* [Description of the task]:
Write out, word for word, every line from the first one through the line that holds "type Tail = 'drop'", and nothing else; skip the pictures.

* [Information supplied]:
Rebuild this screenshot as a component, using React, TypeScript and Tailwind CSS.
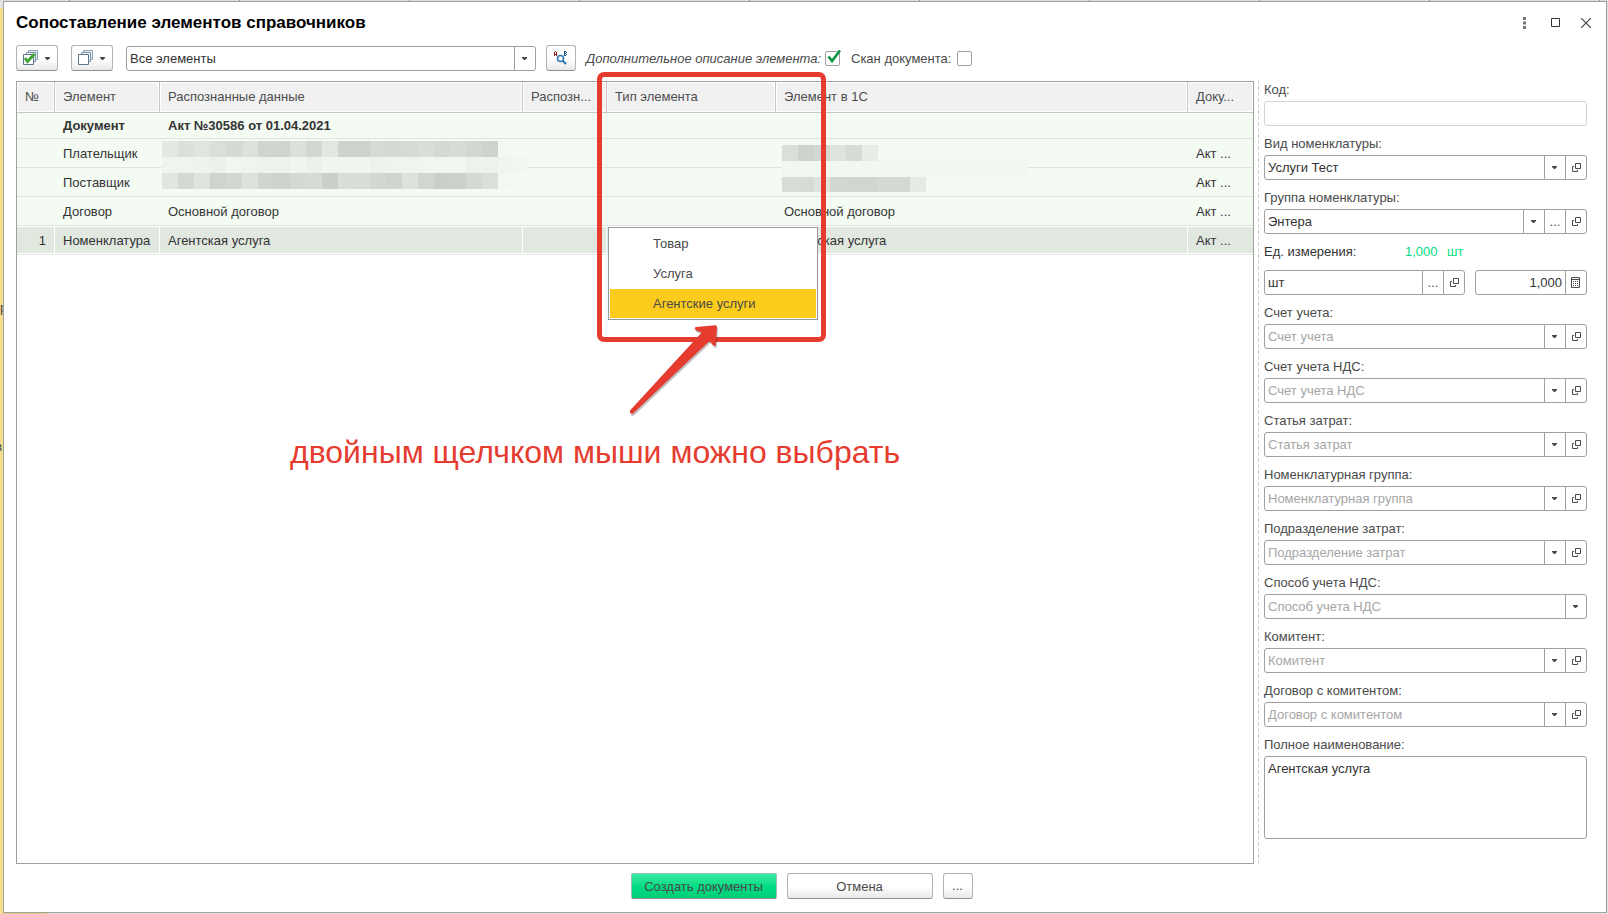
import React from 'react';

type Tail = 'drop' | 'more' | 'open' | 'calc';

const Caret = () => (
  <svg width="6" height="3" viewBox="0 0 6 3" className="shrink-0" aria-hidden="true">
    <path d="M0 0H5V1L3 3H2L0 1Z" fill="#4a4a4a" />
  </svg>
);

const OpenIcon = () => (
  <svg width="10" height="9" viewBox="0 0 10 9" fill="none" stroke="#4a4a4a" aria-hidden="true">
    <path d="M4.5 0.5H9.5V5.5H4.5Z" />
    <path d="M3 3.5H1.5V8.5H6.5V7" />
  </svg>
);

const CalcIcon = () => (
  <svg width="10" height="11" viewBox="0 0 10 11" fill="none" stroke="#4a4a4a" aria-hidden="true">
    <path d="M0.5 0.5H8.5V10.5H0.5Z" />
    <path d="M1 2.5H8" />
    <path d="M2 4.5H7M2 6.5H7M2 8.5H7" strokeDasharray="1 1" />
  </svg>
);

const StackIcon = ({ checked }: { checked?: boolean }) => (
  <svg width="16" height="16" viewBox="0 0 16 16" fill="none" aria-hidden="true">
    <path d="M5.5 0.5H14.5V9.5H5.5Z" fill="#e8eef4" stroke="#8ea0b4" />
    <path d="M3.5 2.5H12.5V11.5H3.5Z" fill="#f1f5f9" stroke="#7c90a6" />
    <path d="M0.5 4.5H10.5V14.5H0.5Z" fill="#fff" stroke="#5c7690" />
    {checked && <path d="M2 8L4.5 11.5L11.5 4" stroke="#3fa535" strokeWidth="3" />}
  </svg>
);

const FindIcon = () => (
  <svg width="14" height="14" viewBox="0 0 14 14" fill="none" aria-hidden="true">
    <path d="M0.5 5V1M2.5 5V1M1 0.5H2M1 3.5H2" stroke="#8c1d18" />
    <path d="M10.5 0V5M11 0.5H12M11 2.5H12M11 4.5H12M12.5 1V2M12.5 3V4" stroke="#1b4f7c" />
    <circle cx="6.5" cy="7.5" r="3" stroke="#2f78b7" strokeWidth="1.6" />
    <path d="M8.8 9.8L12 13" stroke="#2f78b7" strokeWidth="2" />
  </svg>
);

const TAILS: Record<Tail, { label: string; node: React.ReactNode }> = {
  drop: { label: 'Выбрать', node: <Caret /> },
  more: { label: 'Показать все', node: '...' },
  open: { label: 'Открыть', node: <OpenIcon /> },
  calc: { label: 'Калькулятор', node: <CalcIcon /> },
};

interface BoxProps {
  id: string;
  value?: string;
  placeholder?: string;
  tails?: Tail[];
  className?: string;
  inputClassName?: string;
  label?: string;
}

const InputBox = ({ id, value = '', placeholder, tails = [], className = 'border-[#a0a0a0]', inputClassName = '', label }: BoxProps) => (
  <div className={`flex h-[25px] overflow-hidden rounded-[3px] border bg-white ${className}`}>
    <input
      id={id}
      aria-label={label}
      defaultValue={value}
      placeholder={placeholder}
      className={`min-w-0 flex-1 px-[3px] text-[#333] outline-none placeholder:text-[#a6a6a6] ${inputClassName}`}
    />
    {tails.map((tail) => (
      <button
        key={tail}
        type="button"
        aria-label={TAILS[tail].label}
        className="flex w-[21px] shrink-0 items-center justify-center border-l border-[#a0a0a0] text-[#4a4a4a]"
      >
        {TAILS[tail].node}
      </button>
    ))}
  </div>
);

const Field = ({ title, ...box }: BoxProps & { title: string }) => (
  <div className="flex flex-col">
    <label htmlFor={box.id} className="mb-px leading-5">{title}</label>
    <InputBox {...box} />
  </div>
);

const accountFields: { id: string; title: string; tails: Tail[] }[] = [
  { id: 'account', title: 'Счет учета', tails: ['drop', 'open'] },
  { id: 'vat-account', title: 'Счет учета НДС', tails: ['drop', 'open'] },
  { id: 'cost-item', title: 'Статья затрат', tails: ['drop', 'open'] },
  { id: 'item-group', title: 'Номенклатурная группа', tails: ['drop', 'open'] },
  { id: 'cost-unit', title: 'Подразделение затрат', tails: ['drop', 'open'] },
  { id: 'vat-method', title: 'Способ учета НДС', tails: ['drop'] },
  { id: 'principal', title: 'Комитент', tails: ['drop', 'open'] },
  { id: 'principal-contract', title: 'Договор с комитентом', tails: ['drop', 'open'] },
];

interface MosaicRow {
  y: number;
  h: number;
  shades: string[];
}

// Pixelated cover for the hidden company names, one shade per 16px block
const Mosaic = ({ rows, width, className }: { rows: MosaicRow[]; width: number; className: string }) => (
  <svg width={width} height="51" className={`pointer-events-none absolute z-10 ${className}`} shapeRendering="crispEdges" aria-hidden="true">
    <rect x="0" y="16" width={width} height="16" fill="#f1f8f0" />
    {rows.map((row) =>
      row.shades.map((shade, i) => <rect key={`${row.y}-${i}`} x={i * 16} y={row.y} width="16" height={row.h} fill={shade} />)
    )}
  </svg>
);

const dataMosaic: MosaicRow[] = [
  { y: 0, h: 16, shades: ['#e2e9e2', '#dae1da', '#dfe6df', '#d9e0d9', '#d4dbd4', '#dbe2db', '#d0d5cf', '#ced4ce', '#dae1da', '#d2d8d1', '#e1e8e1', '#cfd3cd', '#cdd4cd', '#d5dcd5', '#d4dad3', '#d5dcd5', '#d9dfd8', '#d4dad3', '#d6ddd6', '#d2d8d1', '#ced3cd', '#f2f9f1'] },
  { y: 16, h: 16, shades: ['#eef5ee', '#eef5ee', '#edf4ed', '#ebf2eb', '#f0f7f0', '#eef5ee', '#ecf3ec', '#ecf3ec', '#eff6ef', '#ebf2eb', '#eff6ef', '#eff6ef', '#eff6ef', '#ecf3ec', '#eef5ee', '#eef5ee', '#f0f7f0', '#f0f7f0', '#f0f7f0', '#ecf3ec', '#ecf3ec', '#f0f6ef'] },
  { y: 32, h: 16, shades: ['#e0e7e0', '#d4d9d3', '#dee5de', '#ced4ce', '#d1d8d1', '#dce3dc', '#cfd5cf', '#ced4cd', '#d3d9d3', '#d5dcd5', '#cacfc9', '#d8dfd8', '#d7ddd7', '#d3d8d2', '#cfd5cf', '#dce3dc', '#d0d7d0', '#cacfc9', '#cbd1cb', '#d4dad3', '#d9e0d9', '#f2f9f1'] },
];

const matchMosaic: MosaicRow[] = [
  { y: 0, h: 16, shades: ['#dae0d9', '#cfd3ce', '#d2d8d2', '#dee4de', '#d5dbd5', '#e8eee7'] },
  { y: 32, h: 15, shades: ['#d7ddd7', '#d5dcd5', '#dfe5de', '#d2d8d1', '#d0d7d0', '#d1d7d0', '#d4dad3', '#d3d9d3', '#e4ebe4'] },
];

const headers = ['№', 'Элемент', 'Распознанные данные', 'Распозн...', 'Тип элемента', 'Элемент в 1С', 'Доку...'];

const rows: { cells: React.ReactNode[]; bold?: boolean }[] = [
  { cells: ['', 'Документ', 'Акт №30586 от 01.04.2021', '', '', '', ''], bold: true },
  {
    cells: [
      '',
      'Плательщик',
      <Mosaic rows={dataMosaic} width={366} className="left-0.5 top-0.5" />,
      '',
      '',
      <Mosaic rows={matchMosaic} width={246} className="left-1.5 top-1.5" />,
      'Акт ...',
    ],
  },
  { cells: ['', 'Поставщик', '', '', '', '', 'Акт ...'] },
  { cells: ['', 'Договор', 'Основной договор', '', '', 'Основной договор', 'Акт ...'] },
];

const selectedCells = ['1', 'Номенклатура', 'Агентская услуга', '', '', 'Агентская услуга', 'Акт ...'];
const elementTypes = ['Товар', 'Услуга', 'Агентские услуги'];

const MatchTable = () => (
  <table className="w-full table-fixed border-separate border-spacing-0 text-left">
    <colgroup>
      <col className="w-[38px]" />
      <col className="w-[105px]" />
      <col className="w-[363px]" />
      <col className="w-[84px]" />
      <col className="w-[169px]" />
      <col />
      <col className="w-[65px]" />
    </colgroup>
    <thead>
      <tr className="h-[31px] text-[#4d4d4d]">
        {headers.map((header) => (
          <th
            key={header}
            className="whitespace-nowrap border-b border-r border-[#c6c6c6] bg-[#f1f1f1] px-2 font-normal shadow-[inset_0_0_0_1px_#fff] last:border-r-0"
          >
            {header}
          </th>
        ))}
      </tr>
    </thead>
    <tbody>
      {rows.map((row, i) => (
        <tr key={i} className={row.bold ? 'h-[26px] font-bold' : 'h-[29px]'}>
          {row.cells.map((cell, j) => (
            <td
              key={j}
              className={`whitespace-nowrap border-b border-[#e3e1e4] bg-[#f4fbf3] px-2 text-[#333] ${row.bold ? '' : 'pt-0.5'} ${typeof cell === 'string' ? '' : 'relative'}`}
            >
              {cell}
            </td>
          ))}
        </tr>
      ))}
      <tr className="h-[29px]">
        {selectedCells.map((cell, j) => (
          <td
            key={j}
            className="whitespace-nowrap border-b border-r border-b-[#e6e6e6] border-r-white bg-[#e1e8e0] px-2 pt-0.5 text-[#333] shadow-[inset_0_1px_0_#fff,inset_0_-1px_0_#fff] first:text-right last:border-r-0"
          >
            {cell}
          </td>
        ))}
      </tr>
    </tbody>
  </table>
);

const arrowPath =
  'M3 88.5L74.7 10.5L69 8.5Q66.5 6 69 5L88.5 3.2Q90 3.2 90 5L88.8 22.5Q88 25 86.5 23.5L82.5 19L6 91.5Q2.5 92.5 3 88.5Z';

const Annotation = () => (
  <div className="pointer-events-none">
    <div className="absolute left-[580px] top-[-10px] z-20 h-[270px] w-[229px] rounded-[7px] border-[5px] border-[#e63c30]" />
    <svg width="96" height="96" viewBox="0 0 96 96" className="absolute left-[610px] top-[240px] z-20" aria-hidden="true">
      <path d={arrowPath} fill="#000" opacity="0.25" transform="translate(1 2)" />
      <path d={arrowPath} fill="#e63c30" />
    </svg>
    <p className="absolute left-[273px] top-[350px] whitespace-nowrap text-[32px] leading-10 text-[#e63c30]">
      двойным щелчком мыши можно выбрать
    </p>
  </div>
);

const toolButton =
  'flex h-[26px] items-center justify-center rounded-[3px] border border-[#b3b3b3] border-b-[#8f8f8f] bg-linear-to-b from-white from-50% to-[#e9e9e9] text-[#4a4a4a]';

const Toolbar = () => (
  <div className="mt-0.5 flex items-center">
    <button type="button" aria-label="Установить флажки" className={`${toolButton} w-[42px] gap-1.5`}>
      <StackIcon checked />
      <Caret />
    </button>
    <button type="button" aria-label="Снять флажки" className={`${toolButton} ml-[13px] w-[42px] gap-1.5`}>
      <StackIcon />
      <Caret />
    </button>
    <div className="relative ml-[13px] h-[25px] w-[410px]">
      <select aria-label="Отбор" className="h-full w-full appearance-none rounded-[3px] border border-[#a0a0a0] bg-white px-[3px] pt-0.5 text-[#333]">
        <option>Все элементы</option>
      </select>
      <span className="pointer-events-none absolute inset-y-px right-px flex w-[21px] items-center justify-center border-l border-[#a0a0a0]">
        <Caret />
      </span>
    </div>
    <button type="button" aria-label="Найти соответствие" className={`${toolButton} ml-[10px] w-[30px]`}>
      <FindIcon />
    </button>
    <label htmlFor="extra" className="ml-[10px] w-[232px] whitespace-nowrap pt-px italic">Дополнительное описание элемента:</label>
    <span className="relative ml-[7px] flex">
      <input id="extra" type="checkbox" defaultChecked className="peer size-[15px] appearance-none rounded-[2px] border border-[#a0a0a0] bg-white" />
      <svg width="15" height="14" viewBox="0 0 15 14" className="pointer-events-none absolute -top-px left-0.5 hidden peer-checked:block" aria-hidden="true">
        <path d="M1.5 6.5L5 11L13 0.5" fill="none" stroke="#0b9444" strokeWidth="2.6" />
      </svg>
    </span>
    <label htmlFor="scan" className="ml-[11px] w-[99px] whitespace-nowrap pt-px">Скан документа:</label>
    <input id="scan" type="checkbox" className="ml-[7px] size-[15px] appearance-none rounded-[2px] border border-[#a0a0a0] bg-white" />
  </div>
);

const Sidebar = () => (
  <aside className="ml-1 flex w-[329px] shrink-0 flex-col gap-2 bg-[repeating-linear-gradient(#d0d0d0_0_4px,transparent_4px_6px)] bg-[length:1px_100%] bg-no-repeat pl-1.5">
    <Field id="code" title="Код:" className="border-[#d4d4d4]" />
    <Field id="kind" title="Вид номенклатуры:" value="Услуги Тест" tails={['drop', 'open']} />
    <Field id="group" title="Группа номенклатуры:" value="Энтера" tails={['drop', 'more', 'open']} />
    <div>
      <div className="mb-2 flex leading-5">
        <label htmlFor="unit" className="w-[141px] text-[#333]">Ед. измерения:</label>
        <span className="w-[42px] text-[#00dc82]">1,000</span>
        <span className="text-[#00dc82]">шт</span>
      </div>
      <div className="flex gap-[10px]">
        <InputBox id="unit" value="шт" tails={['more', 'open']} className="flex-1 border-[#a0a0a0]" />
        <InputBox id="ratio" label="Коэффициент" value="1,000" tails={['calc']} className="w-[112px] border-[#a0a0a0]" inputClassName="text-right" />
      </div>
    </div>
    {accountFields.map(({ id, title, tails }) => (
      <Field key={id} id={id} title={`${title}:`} placeholder={title} tails={tails} />
    ))}
    <div className="flex flex-col">
      <label htmlFor="full-name" className="mb-px leading-5">Полное наименование:</label>
      <textarea
        id="full-name"
        defaultValue="Агентская услуга"
        className="h-[83px] resize-none rounded-[3px] border border-[#a0a0a0] px-[3px] py-[3px] leading-[18px] text-[#333] outline-none"
      />
    </div>
  </aside>
);

const App: React.FC = () => (
  <div className="relative flex h-screen min-h-[914px] overflow-hidden bg-[#e2e2e2] pb-px pl-[3px] pr-px pt-px font-['Liberation_Sans',Arial,sans-serif] text-[13px] text-[#4a4a4a]">
    {/* Edges of the form that stays open behind the dialog */}
    <div className="absolute inset-x-0 top-0 h-px bg-[repeating-linear-gradient(90deg,#dcdcdc_0_69px,#8c8c8c_69px_70px,#dcdcdc_70px_170px)]" />
    <div className="absolute bottom-0 left-0 h-1 w-[47px] bg-[#e6cf80]" />
    <div className="absolute bottom-0 left-0 top-2 w-[3px] overflow-hidden bg-[#f5dd8c]" aria-hidden="true">
      <span className="absolute left-0 top-[291px] leading-[18px]">р</span>
      <span className="absolute right-px top-[430px] leading-[18px]">з</span>
    </div>
    <main className="relative flex min-w-0 flex-1 flex-col border border-[#a0a0a0] bg-white pb-[13px] pl-3 pr-[19px]">
      <header className="-mr-1 flex h-[41px] items-center justify-between">
        <h1 className="text-[17px] font-bold text-black">Сопоставление элементов справочников</h1>
        <div className="flex items-center gap-[21px]">
          <button type="button" aria-label="Ещё" className="flex h-4 w-3 items-center justify-center">
            <svg width="3" height="12" viewBox="0 0 3 12" fill="#777"><path d="M0 0H3V3H0ZM0 4.5H3V7.5H0ZM0 9H3V12H0Z" /></svg>
          </button>
          <button type="button" aria-label="Развернуть">
            <svg width="9" height="9" viewBox="0 0 9 9" fill="none" stroke="#333"><path d="M0.5 0.5H8.5V8.5H0.5Z" /></svg>
          </button>
          <button type="button" aria-label="Закрыть">
            <svg width="10" height="10" viewBox="0 0 10 10" fill="none" stroke="#444" strokeWidth="1.2"><path d="M0 0L10 10M10 0L0 10" /></svg>
          </button>
        </div>
      </header>

      <Toolbar />

      <div className="mt-[9px] flex min-h-0 flex-1">
        <section className="relative mt-px min-w-0 flex-1 border border-[#a0a0a0]">
          <MatchTable />
          <div role="listbox" aria-label="Тип элемента" className="absolute left-[591px] top-[145px] flex w-[210px] flex-col gap-px border border-[#999] bg-white p-px">
            {elementTypes.map((type, i) => (
              <button
                key={type}
                type="button"
                role="option"
                aria-selected={i === 2}
                className={`h-[29px] pl-[43px] text-left ${i === 2 ? 'bg-[#fbcc1b]' : ''}`}
              >
                {type}
              </button>
            ))}
          </div>
          <Annotation />
        </section>
        <Sidebar />
      </div>

      <footer className="mt-[9px] flex justify-center gap-[10px]">
        <button type="button" className="h-[26px] w-[146px] rounded-[2px] border border-[#9dbfae] border-b-[#8f8f8f] bg-linear-to-b from-[#35eba4] via-[#00dd85] to-[#00cf78] pt-0.5">
          Создать документы
        </button>
        <button type="button" className={`${toolButton} w-[146px] pt-0.5`}>Отмена</button>
        <button type="button" className={`${toolButton} w-[30px]`}>...</button>
      </footer>
    </main>
  </div>
);

export default App;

* [Solution to this exercise]:
Rebuild this screenshot as a component, using React, TypeScript and Tailwind CSS.
import React from 'react';

type Tail = 'drop' | 'more' | 'open' | 'calc';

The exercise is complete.